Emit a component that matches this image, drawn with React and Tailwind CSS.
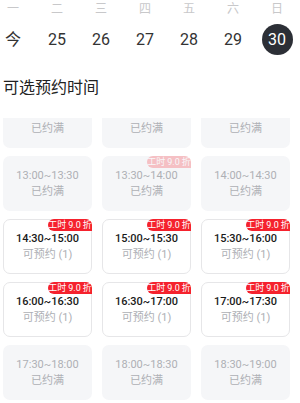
const weekdays = ["一", "二", "三", "四", "五", "六", "日"];
const days = ["今", "25", "26", "27", "28", "29", "30"];

const slots = [
  { time: "11:30~12:00", full: true },
  { time: "12:00~12:30", full: true },
  { time: "12:30~13:00", full: true },
  { time: "13:00~13:30", full: true },
  { time: "13:30~14:00", full: true, badge: true },
  { time: "14:00~14:30", full: true },
  { time: "14:30~15:00", badge: true },
  { time: "15:00~15:30", badge: true },
  { time: "15:30~16:00", badge: true },
  { time: "16:00~16:30", badge: true },
  { time: "16:30~17:00", badge: true },
  { time: "17:00~17:30", badge: true },
  { time: "17:30~18:00", full: true },
  { time: "18:00~18:30", full: true },
  { time: "18:30~19:00", full: true },
];

function Slot({ time, full, badge }) {
  return (
    <div
      className={`relative flex h-[55px] flex-col items-center justify-center rounded-[7px] ${
        full ? "bg-[#f5f6f8]" : "border border-[#e6e6e8] bg-white"
      }`}
    >
      {badge ? (
        <div
          className={`absolute flex h-[12px] w-[44px] items-center justify-center rounded-l-[6px] rounded-tr-[6px] bg-[#f5222d] text-[9px] leading-none text-white ${
            full ? "right-0 top-0 opacity-25" : "-right-px -top-px"
          }`}
        >
          工时<span className="mx-[2px]">9.0</span>折
        </div>
      ) : null}
      <div className={`text-[11px] leading-[16px] ${full ? "text-[#aeb0b5]" : "font-medium text-[#1a1a1a]"}`}>{time}</div>
      <div className="text-[11px] leading-[16px] text-[#aeb0b5]">{full ? "已约满" : "可预约 (1)"}</div>
    </div>
  );
}

export default function App() {
  return (
    <div className="h-[403px] w-[300px] overflow-hidden bg-white font-['Roboto','Noto_Sans_CJK_SC',sans-serif]">
      {/* week header */}
      <div className="-ml-[9px] grid h-[18px] w-[308px] grid-cols-7 items-center text-center text-[12px] text-[#c8c8ca]">
        {weekdays.map((w) => (
          <div key={w}>{w}</div>
        ))}
      </div>
      <div className="-ml-[9px] mt-[6px] grid h-[31px] w-[308px] grid-cols-7 items-center text-[16px] text-[#333]">
        {days.map((d, i) => (
          <div key={d} className="flex justify-center">
            {i === 6 ? (
              <span className="flex h-[31px] w-[31px] items-center justify-center rounded-full bg-[#2c2f36] text-white">
                {d}
              </span>
            ) : (
              <span>{d}</span>
            )}
          </div>
        ))}
      </div>

      <h2 className="mt-[22px] pl-[3px] text-[16px] font-normal leading-[22px] text-[#222]">可选预约时间</h2>

      {/* scrolled slot list */}
      <div className="mt-[19px] h-[285px] overflow-hidden">
        <div className="-mt-[25px] grid grid-cols-[89px_89px_89px] gap-x-[10px] gap-y-[8px] pl-[3px]">
          {slots.map((s) => (
            <Slot key={s.time} {...s} />
          ))}
        </div>
      </div>
    </div>
  );
}
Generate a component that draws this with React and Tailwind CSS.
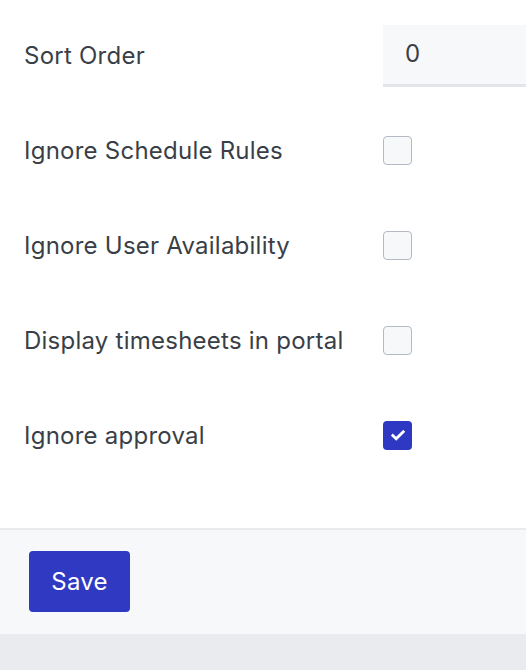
import { useState } from "react";

const rows = [
  { key: "schedule", label: "Ignore Schedule Rules", checked: false },
  { key: "availability", label: "Ignore User Availability", checked: false },
  { key: "portal", label: "Display timesheets in portal", checked: false },
  { key: "approval", label: "Ignore approval", checked: true },
];

function Checkbox({ checked, onChange }) {
  return (
    <button
      type="button"
      onClick={onChange}
      className={
        checked
          ? "flex h-[29px] w-[29px] items-center justify-center rounded-[4px] bg-[#2f38c3]"
          : "flex h-[29px] w-[29px] items-center justify-center rounded-[4px] border-[1.5px] border-[#b4bac3] bg-[#f7f8fa]"
      }
    >
      {checked && (
        <svg width="14" height="11" viewBox="0 0 14 11" fill="none">
          <path d="M1.8 5.6 5.2 8.8 12.2 1.8" stroke="white" strokeWidth="2.8" strokeLinecap="square" />
        </svg>
      )}
    </button>
  );
}

export default function App() {
  const [values, setValues] = useState(
    Object.fromEntries(rows.map((r) => [r.key, r.checked]))
  );

  return (
    <div className="min-h-[670px] bg-[#eaebef] font-['Inter',sans-serif] text-[24px] tracking-[0.01em] text-[#3a3f47]">
      <div className="bg-white pb-[45px] pl-[24px] pt-[8px]">
        <div className="flex h-[95px] items-center">
          <div className="w-[359px]">Sort Order</div>
          <div className="flex h-[62px] flex-1 items-center border-b-[3px] border-[#e3e5ea] bg-[#f7f8fa] pl-[22px]">
            0
          </div>
        </div>
        {rows.map((row) => (
          <div key={row.key} className="flex h-[95px] items-center">
            <div className="w-[359px]">{row.label}</div>
            <Checkbox
              checked={values[row.key]}
              onChange={() => setValues((v) => ({ ...v, [row.key]: !v[row.key] }))}
            />
          </div>
        ))}
      </div>
      <div className="h-[106px] border-t-2 border-[#e8eaee] bg-[#f7f8fa] pl-[29px] pt-[21px]">
        <button
          type="button"
          className="h-[61px] w-[101px] rounded-[4px] bg-[#2f39c2] text-[24px] text-white"
        >
          Save
        </button>
      </div>
    </div>
  );
}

### Instructions to follow
Every entry should be returned exactly as written, minus the pictures.

### Worked answer
Emit a component that matches this image, drawn with React and Tailwind CSS.
const weekdays = ["一", "二", "三", "四", "五", "六", "日"];
const days = ["今", "25", "26", "27", "28", "29", "30"];

const slots = [
  { time: "11:30~12:00", full: true },
  { time: "12:00~12:30", full: true },
  { time: "12:30~13:00", full: true },
  { time: "13:00~13:30", full: true },
  { time: "13:30~14:00", full: true, badge: true },
  { time: "14:00~14:30", full: true },
  { time: "14:30~15:00", badge: true },
  { time: "15:00~15:30", badge: true },
  { time: "15:30~16:00", badge: true },
  { time: "16:00~16:30", badge: true },
  { time: "16:30~17:00", badge: true },
  { time: "17:00~17:30", badge: true },
  { time: "17:30~18:00", full: true },
  { time: "18:00~18:30", full: true },
  { time: "18:30~19:00", full: true },
];

function Slot({ time, full, badge }) {
  return (
    <div
      className={`relative flex h-[55px] flex-col items-center justify-center rounded-[7px] ${
        full ? "bg-[#f5f6f8]" : "border border-[#e6e6e8] bg-white"
      }`}
    >
      {badge ? (
        <div
          className={`absolute flex h-[12px] w-[44px] items-center justify-center rounded-l-[6px] rounded-tr-[6px] bg-[#f5222d] text-[9px] leading-none text-white ${
            full ? "right-0 top-0 opacity-25" : "-right-px -top-px"
          }`}
        >
          工时<span className="mx-[2px]">9.0</span>折
        </div>
      ) : null}
      <div className={`text-[11px] leading-[16px] ${full ? "text-[#aeb0b5]" : "font-medium text-[#1a1a1a]"}`}>{time}</div>
      <div className="text-[11px] leading-[16px] text-[#aeb0b5]">{full ? "已约满" : "可预约 (1)"}</div>
    </div>
  );
}

export default function App() {
  return (
    <div className="h-[403px] w-[300px] overflow-hidden bg-white font-['Roboto','Noto_Sans_CJK_SC',sans-serif]">
      {/* week header */}
      <div className="-ml-[9px] grid h-[18px] w-[308px] grid-cols-7 items-center text-center text-[12px] text-[#c8c8ca]">
        {weekdays.map((w) => (
          <div key={w}>{w}</div>
        ))}
      </div>
      <div className="-ml-[9px] mt-[6px] grid h-[31px] w-[308px] grid-cols-7 items-center text-[16px] text-[#333]">
        {days.map((d, i) => (
          <div key={d} className="flex justify-center">
            {i === 6 ? (
              <span className="flex h-[31px] w-[31px] items-center justify-center rounded-full bg-[#2c2f36] text-white">
                {d}
              </span>
            ) : (
              <span>{d}</span>
            )}
          </div>
        ))}
      </div>

      <h2 className="mt-[22px] pl-[3px] text-[16px] font-normal leading-[22px] text-[#222]">可选预约时间</h2>

      {/* scrolled slot list */}
      <div className="mt-[19px] h-[285px] overflow-hidden">
        <div className="-mt-[25px] grid grid-cols-[89px_89px_89px] gap-x-[10px] gap-y-[8px] pl-[3px]">
          {slots.map((s) => (
            <Slot key={s.time} {...s} />
          ))}
        </div>
      </div>
    </div>
  );
}
Generate a component that draws this with React and Tailwind CSS.
import { useState } from "react";

const rows = [
  { key: "schedule", label: "Ignore Schedule Rules", checked: false },
  { key: "availability", label: "Ignore User Availability", checked: false },
  { key: "portal", label: "Display timesheets in portal", checked: false },
  { key: "approval", label: "Ignore approval", checked: true },
];

function Checkbox({ checked, onChange }) {
  return (
    <button
      type="button"
      onClick={onChange}
      className={
        checked
          ? "flex h-[29px] w-[29px] items-center justify-center rounded-[4px] bg-[#2f38c3]"
          : "flex h-[29px] w-[29px] items-center justify-center rounded-[4px] border-[1.5px] border-[#b4bac3] bg-[#f7f8fa]"
      }
    >
      {checked && (
        <svg width="14" height="11" viewBox="0 0 14 11" fill="none">
          <path d="M1.8 5.6 5.2 8.8 12.2 1.8" stroke="white" strokeWidth="2.8" strokeLinecap="square" />
        </svg>
      )}
    </button>
  );
}

export default function App() {
  const [values, setValues] = useState(
    Object.fromEntries(rows.map((r) => [r.key, r.checked]))
  );

  return (
    <div className="min-h-[670px] bg-[#eaebef] font-['Inter',sans-serif] text-[24px] tracking-[0.01em] text-[#3a3f47]">
      <div className="bg-white pb-[45px] pl-[24px] pt-[8px]">
        <div className="flex h-[95px] items-center">
          <div className="w-[359px]">Sort Order</div>
          <div className="flex h-[62px] flex-1 items-center border-b-[3px] border-[#e3e5ea] bg-[#f7f8fa] pl-[22px]">
            0
          </div>
        </div>
        {rows.map((row) => (
          <div key={row.key} className="flex h-[95px] items-center">
            <div className="w-[359px]">{row.label}</div>
            <Checkbox
              checked={values[row.key]}
              onChange={() => setValues((v) => ({ ...v, [row.key]: !v[row.key] }))}
            />
          </div>
        ))}
      </div>
      <div className="h-[106px] border-t-2 border-[#e8eaee] bg-[#f7f8fa] pl-[29px] pt-[21px]">
        <button
          type="button"
          className="h-[61px] w-[101px] rounded-[4px] bg-[#2f39c2] text-[24px] text-white"
        >
          Save
        </button>
      </div>
    </div>
  );
}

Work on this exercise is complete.